- _Short exercise_
Wherever the word "index" shows up in a line, please copy that line.

◇ ◇ ◇ ◇ ◇

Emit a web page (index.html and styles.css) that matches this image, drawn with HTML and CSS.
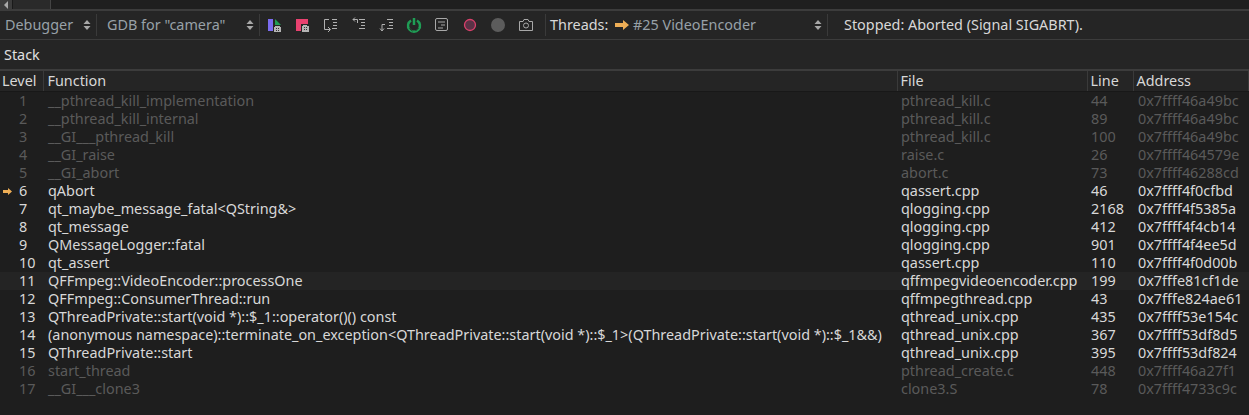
FILE: index.html
```html
<!DOCTYPE html>
<html lang="en">
<head>
<meta charset="utf-8">
<title>Debugger</title>
<link rel="stylesheet" href="styles.css">
</head>
<body>
<div class="tabstrip"><div class="tab"><span class="tab-btn"><svg width="6" height="8" viewBox="0 0 6 8"><path d="M5 0v8L1 4z" fill="#aaa"/></svg></span></div></div>
<div class="toolbar">
  <div class="combo combo-a"><span>Debugger</span><svg class="updown" width="8" height="12" viewBox="0 0 8 12"><path d="M4 1l3.500 4h-7zM4 11L.5 7h7z" fill="#a8a8a8"/></svg></div>
  <i class="sep"></i>
  <div class="combo combo-b"><span>GDB for "camera"</span><svg class="updown" width="8" height="12" viewBox="0 0 8 12"><path d="M4 1l3.500 4h-7zM4 11L.5 7h7z" fill="#a8a8a8"/></svg></div>
  <i class="sep"></i>
  <div class="icons">
    <svg width="28" height="16" viewBox="0 0 28 16"><rect x="8" y="2" width="5" height="12" fill="#7b6cf0"/><path d="M15 2l6 6h-6z" fill="#1f9d55"/><path d="M15 9h5v1h1v5h-7v-5h1z" fill="#b4b4b4"/><path d="M16 11h1v1h-1zM18 11h1v1h-1zM16 13h1v1h-1zM18 13h1v1h-1z" fill="#333"/></svg>
    <svg width="28" height="16" viewBox="0 0 28 16"><path d="M8 2h12v5h-7v7H8z" fill="#e8416f"/><path d="M15 8h4v1h2v6h-7V9h1z" fill="#b4b4b4"/><path d="M16 10h1v1h-1zM18 10h1v1h-1zM16 12h1v1h-1zM18 12h1v1h-1z" fill="#333"/></svg>
    <svg width="28" height="16" viewBox="0 0 28 16" fill="none" stroke="#b0b0b0"><path d="M13 2.500H8.500v10H14M12 15l2.500-2.500-2.500-2.500M16 2.500h5M17 5.500h4M17 8.500h4M16 11.500h5"/></svg>
    <svg width="28" height="16" viewBox="0 0 28 16" fill="none" stroke="#b0b0b0"><path d="M13.500 6V2.500H9M11 .5L9 2.500l2 2M15 2.500h6M17 5.500h4M17 8.500h4M15 11.500h6"/></svg>
    <svg width="28" height="16" viewBox="0 0 28 16" fill="none" stroke="#b0b0b0"><path d="M13 7.500H10v6M8 11.500l2 2.500 2-2.500M15 2.500h6M17 5.500h4M17 8.500h4M15 11.500h6"/></svg>
    <svg width="28" height="16" viewBox="0 0 28 16" fill="none" stroke="#1f9d55" stroke-width="2.500"><path d="M11 3.500a6 6 0 1 0 6 0M14 1v7"/><path d="M9.500 11.500l3 2.500M15.500 14l3-3" stroke="#252525" stroke-width="1"/></svg>
    <svg width="28" height="16" viewBox="0 0 28 16" fill="none" stroke="#a8a8a8"><rect x="7.500" y="1.500" width="12" height="12" rx="1.500"/><path d="M10 5h7M13 8h4M10 11h5"/></svg>
    <svg width="28" height="16" viewBox="0 0 28 16"><circle cx="14" cy="8" r="5.500" fill="#5a3246" stroke="#d9406b" stroke-width="1.300"/></svg>
    <svg width="28" height="16" viewBox="0 0 28 16"><circle cx="14" cy="8" r="7" fill="#5c5c5c"/></svg>
    <svg width="28" height="16" viewBox="0 0 28 16" fill="none" stroke="#a8a8a8"><path d="M7.500 4.500H11l1-2h4l1 2h3.500v9h-13z"/><circle cx="14" cy="8.500" r="2.500"/></svg>
  </div>
  <i class="sep"></i>
  <span class="threads-label">Threads:</span>
  <div class="combo combo-t">
    <svg class="arrow" width="14" height="10" viewBox="0 0 14 10"><path d="M0 3h8V0l6 5-6 5V7H0z" fill="#eeae56"/></svg>
    <span>#25 VideoEncoder</span>
    <svg class="updown" width="8" height="12" viewBox="0 0 8 12"><path d="M4 1l3.500 4h-7zM4 11L.5 7h7z" fill="#a8a8a8"/></svg>
  </div>
  <i class="sep"></i>
  <span class="status">Stopped: Aborted (Signal SIGABRT).</span>
</div>
<div class="titlebar">Stack</div>
<table class="stack">
  <colgroup><col class="c-level"><col class="c-fn"><col class="c-file"><col class="c-line"><col class="c-addr"></colgroup>
  <thead><tr><th>Level</th><th>Function</th><th>File</th><th>Line</th><th>Address</th></tr></thead>
  <tbody>
    <tr class="dim"><td>1</td><td>__pthread_kill_implementation</td><td>pthread_kill.c</td><td>44</td><td>0x7ffff46a49bc</td></tr>
    <tr class="dim"><td>2</td><td>__pthread_kill_internal</td><td>pthread_kill.c</td><td>89</td><td>0x7ffff46a49bc</td></tr>
    <tr class="dim"><td>3</td><td>__GI___pthread_kill</td><td>pthread_kill.c</td><td>100</td><td>0x7ffff46a49bc</td></tr>
    <tr class="dim"><td>4</td><td>__GI_raise</td><td>raise.c</td><td>26</td><td>0x7ffff464579e</td></tr>
    <tr class="dim"><td>5</td><td>__GI_abort</td><td>abort.c</td><td>73</td><td>0x7ffff46288cd</td></tr>
    <tr><td class="current"><svg class="cur-arrow" width="9" height="7" viewBox="0 0 9 7"><path d="M0 2h5V0l4 3.500L5 7V5H0z" fill="#eeae56"/></svg>6</td><td>qAbort</td><td>qassert.cpp</td><td>46</td><td>0x7ffff4f0cfbd</td></tr>
    <tr><td>7</td><td>qt_maybe_message_fatal&lt;QString&amp;&gt;</td><td>qlogging.cpp</td><td>2168</td><td>0x7ffff4f5385a</td></tr>
    <tr><td>8</td><td>qt_message</td><td>qlogging.cpp</td><td>412</td><td>0x7ffff4f4cb14</td></tr>
    <tr><td>9</td><td>QMessageLogger::fatal</td><td>qlogging.cpp</td><td>901</td><td>0x7ffff4f4ee5d</td></tr>
    <tr><td>10</td><td>qt_assert</td><td>qassert.cpp</td><td>110</td><td>0x7ffff4f0d00b</td></tr>
    <tr class="hover"><td>11</td><td>QFFmpeg::VideoEncoder::processOne</td><td>qffmpegvideoencoder.cpp</td><td>199</td><td>0x7fffe81cf1de</td></tr>
    <tr><td>12</td><td>QFFmpeg::ConsumerThread::run</td><td>qffmpegthread.cpp</td><td>43</td><td>0x7fffe824ae61</td></tr>
    <tr><td>13</td><td>QThreadPrivate::start(void *)::$_1::operator()() const</td><td>qthread_unix.cpp</td><td>435</td><td>0x7ffff53e154c</td></tr>
    <tr><td>14</td><td>(anonymous namespace)::terminate_on_exception&lt;QThreadPrivate::start(void *)::$_1&gt;(QThreadPrivate::start(void *)::$_1&amp;&amp;)</td><td>qthread_unix.cpp</td><td>367</td><td>0x7ffff53df8d5</td></tr>
    <tr><td>15</td><td>QThreadPrivate::start</td><td>qthread_unix.cpp</td><td>395</td><td>0x7ffff53df824</td></tr>
    <tr class="dim"><td>16</td><td>start_thread</td><td>pthread_create.c</td><td>448</td><td>0x7ffff46a27f1</td></tr>
    <tr class="dim"><td>17</td><td>__GI___clone3</td><td>clone3.S</td><td>78</td><td>0x7ffff4733c9c</td></tr>
  </tbody>
</table>
</body>
</html>
```

FILE: styles.css
```css
html, body { margin: 0; padding: 0; height: 100%; overflow: hidden; }
body { background: #1e1e1e; color: #d8d8d8; font: 14.4px/18px "Noto Sans", sans-serif; width: 1249px; }
.tabstrip { height: 9px; background: #1f1f1f; border-bottom: 2px solid #3c3c3c; overflow: hidden; }
.tab { width: 50px; height: 9px; background: #2a2a2a; border-right: 1px solid #444; }
.tab-btn { display: block; width: 12px; height: 9px; background: #3c3c3c; border-right: 1px solid #1a1a1a; text-align: center; line-height: 7px; }
.toolbar { height: 28px; background: #252525; border-bottom: 1px solid #3c3c3c; display: flex; align-items: center; color: #98a1a8; }
.combo { display: flex; align-items: center; height: 100%; padding-left: 5px; box-sizing: border-box; }
.combo span { flex: 1; white-space: nowrap; }
.combo .updown { margin-right: 5px; }
.combo-a { width: 96px; }
.combo-b { width: 162px; padding-left: 10px; }
.combo-t { flex: none; width: 220px; padding-left: 8px; }
.combo-t .arrow { margin-right: 4px; }
.sep { width: 1px; height: 22px; background: #3a3a3a; flex: none; }
.icons { display: flex; align-items: center; width: 285px; flex: none; }
.threads-label { color: #d8d8d8; width: 57px; padding-left: 4px; white-space: nowrap; }
.status { color: #d8d8d8; padding-left: 16px; white-space: nowrap; }
.titlebar { height: 29px; line-height: 29px; background: #252525; border-bottom: 2px solid #3c3c3c; padding-left: 4px; color: #e0e0e0; }
.stack { width: 1249px; border-collapse: collapse; table-layout: fixed; }
.c-level { width: 43px; } .c-fn { width: 854px; } .c-file { width: 190px; } .c-line { width: 46px; }
.stack th { height: 20px; padding: 0 0 0 3px; background: #252525; border-bottom: 1px solid #181818; border-right: 1px solid #3a3a3a; font-weight: 400; text-align: left; color: #d8d8d8; }
.stack th:first-child { padding-left: 2px; }
.stack th:nth-child(2) { padding-left: 4px; }
.stack td { height: 18px; padding: 0 0 0 5px; white-space: nowrap; overflow: hidden; color: #d8d8d8; }
.stack td:first-child { padding-left: 19px; position: relative; }
.stack td:nth-child(3), .stack td:nth-child(4) { padding-left: 4px; }
.dim td { color: #5a5a5a; }
.hover td { background: #242424; }
.cur-arrow { position: absolute; left: 3px; top: 6px; }
```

◇ ◇ ◇ ◇ ◇

- _Solution to this task_
Emit a web page (index.html and styles.css) that matches this image, drawn with HTML and CSS.
FILE: index.html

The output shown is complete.